INFORMATION SUPPLIED →
---+---

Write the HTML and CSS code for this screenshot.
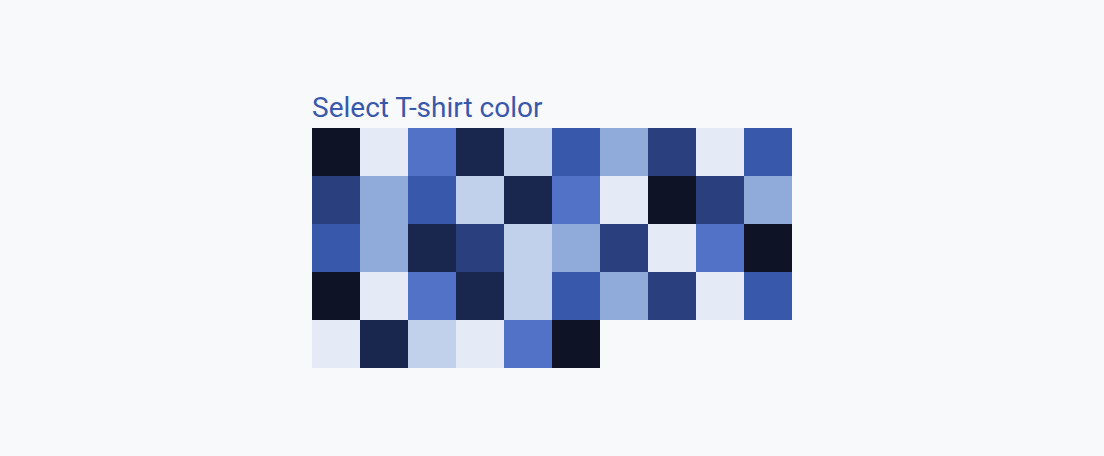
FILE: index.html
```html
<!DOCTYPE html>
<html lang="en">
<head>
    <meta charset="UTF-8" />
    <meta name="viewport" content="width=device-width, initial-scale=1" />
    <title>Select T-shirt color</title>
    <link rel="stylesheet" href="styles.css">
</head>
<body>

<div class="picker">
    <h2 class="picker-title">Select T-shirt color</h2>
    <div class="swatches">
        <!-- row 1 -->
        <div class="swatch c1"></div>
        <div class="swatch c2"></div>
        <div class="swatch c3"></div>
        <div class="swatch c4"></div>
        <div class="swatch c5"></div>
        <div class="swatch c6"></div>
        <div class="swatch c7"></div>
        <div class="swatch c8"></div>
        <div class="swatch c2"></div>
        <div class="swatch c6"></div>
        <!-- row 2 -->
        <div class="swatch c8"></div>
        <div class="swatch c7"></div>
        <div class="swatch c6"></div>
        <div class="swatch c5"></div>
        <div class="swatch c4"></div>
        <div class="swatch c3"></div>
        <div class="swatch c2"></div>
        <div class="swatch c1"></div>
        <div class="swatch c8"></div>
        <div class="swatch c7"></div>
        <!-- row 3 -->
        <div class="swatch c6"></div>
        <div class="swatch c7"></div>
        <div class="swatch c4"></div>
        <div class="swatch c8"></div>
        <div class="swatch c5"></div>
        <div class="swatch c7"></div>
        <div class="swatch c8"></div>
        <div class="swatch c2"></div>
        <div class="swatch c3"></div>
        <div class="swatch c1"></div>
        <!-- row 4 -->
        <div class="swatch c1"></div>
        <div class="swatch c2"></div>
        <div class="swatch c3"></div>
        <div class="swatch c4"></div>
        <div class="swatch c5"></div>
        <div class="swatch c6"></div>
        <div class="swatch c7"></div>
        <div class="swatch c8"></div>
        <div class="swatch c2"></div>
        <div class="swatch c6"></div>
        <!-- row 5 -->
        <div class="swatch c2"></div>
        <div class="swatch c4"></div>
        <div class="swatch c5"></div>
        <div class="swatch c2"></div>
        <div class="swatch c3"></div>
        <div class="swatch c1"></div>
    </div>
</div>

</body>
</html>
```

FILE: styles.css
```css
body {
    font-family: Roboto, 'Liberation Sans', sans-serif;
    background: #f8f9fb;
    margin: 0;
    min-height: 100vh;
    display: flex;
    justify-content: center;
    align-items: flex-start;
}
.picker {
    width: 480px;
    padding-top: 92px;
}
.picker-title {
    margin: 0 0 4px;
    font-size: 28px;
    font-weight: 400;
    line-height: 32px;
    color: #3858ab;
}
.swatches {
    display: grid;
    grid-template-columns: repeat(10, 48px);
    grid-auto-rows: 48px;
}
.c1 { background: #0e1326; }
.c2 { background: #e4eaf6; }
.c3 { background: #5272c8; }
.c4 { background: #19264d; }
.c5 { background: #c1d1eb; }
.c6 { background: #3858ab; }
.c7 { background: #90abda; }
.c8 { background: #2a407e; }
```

---+---

Without the pictures, retype the whole of the material above exactly.

SOLUTION TO THE PROBLEM →
Write the HTML and CSS code for this screenshot.
FILE: index.html
```html
<!DOCTYPE html>
<html lang="en">
<head>
    <meta charset="UTF-8" />
    <meta name="viewport" content="width=device-width, initial-scale=1" />
    <title>Select T-shirt color</title>
    <link rel="stylesheet" href="styles.css">
</head>
<body>

<div class="picker">
    <h2 class="picker-title">Select T-shirt color</h2>
    <div class="swatches">
        <!-- row 1 -->
        <div class="swatch c1"></div>
        <div class="swatch c2"></div>
        <div class="swatch c3"></div>
        <div class="swatch c4"></div>
        <div class="swatch c5"></div>
        <div class="swatch c6"></div>
        <div class="swatch c7"></div>
        <div class="swatch c8"></div>
        <div class="swatch c2"></div>
        <div class="swatch c6"></div>
        <!-- row 2 -->
        <div class="swatch c8"></div>
        <div class="swatch c7"></div>
        <div class="swatch c6"></div>
        <div class="swatch c5"></div>
        <div class="swatch c4"></div>
        <div class="swatch c3"></div>
        <div class="swatch c2"></div>
        <div class="swatch c1"></div>
        <div class="swatch c8"></div>
        <div class="swatch c7"></div>
        <!-- row 3 -->
        <div class="swatch c6"></div>
        <div class="swatch c7"></div>
        <div class="swatch c4"></div>
        <div class="swatch c8"></div>
        <div class="swatch c5"></div>
        <div class="swatch c7"></div>
        <div class="swatch c8"></div>
        <div class="swatch c2"></div>
        <div class="swatch c3"></div>
        <div class="swatch c1"></div>
        <!-- row 4 -->
        <div class="swatch c1"></div>
        <div class="swatch c2"></div>
        <div class="swatch c3"></div>
        <div class="swatch c4"></div>
        <div class="swatch c5"></div>
        <div class="swatch c6"></div>
        <div class="swatch c7"></div>
        <div class="swatch c8"></div>
        <div class="swatch c2"></div>
        <div class="swatch c6"></div>
        <!-- row 5 -->
        <div class="swatch c2"></div>
        <div class="swatch c4"></div>
        <div class="swatch c5"></div>
        <div class="swatch c2"></div>
        <div class="swatch c3"></div>
        <div class="swatch c1"></div>
    </div>
</div>

</body>
</html>
```

FILE: styles.css
```css
body {
    font-family: Roboto, 'Liberation Sans', sans-serif;
    background: #f8f9fb;
    margin: 0;
    min-height: 100vh;
    display: flex;
    justify-content: center;
    align-items: flex-start;
}
.picker {
    width: 480px;
    padding-top: 92px;
}
.picker-title {
    margin: 0 0 4px;
    font-size: 28px;
    font-weight: 400;
    line-height: 32px;
    color: #3858ab;
}
.swatches {
    display: grid;
    grid-template-columns: repeat(10, 48px);
    grid-auto-rows: 48px;
}
.c1 { background: #0e1326; }
.c2 { background: #e4eaf6; }
.c3 { background: #5272c8; }
.c4 { background: #19264d; }
.c5 { background: #c1d1eb; }
.c6 { background: #3858ab; }
.c7 { background: #90abda; }
.c8 { background: #2a407e; }
```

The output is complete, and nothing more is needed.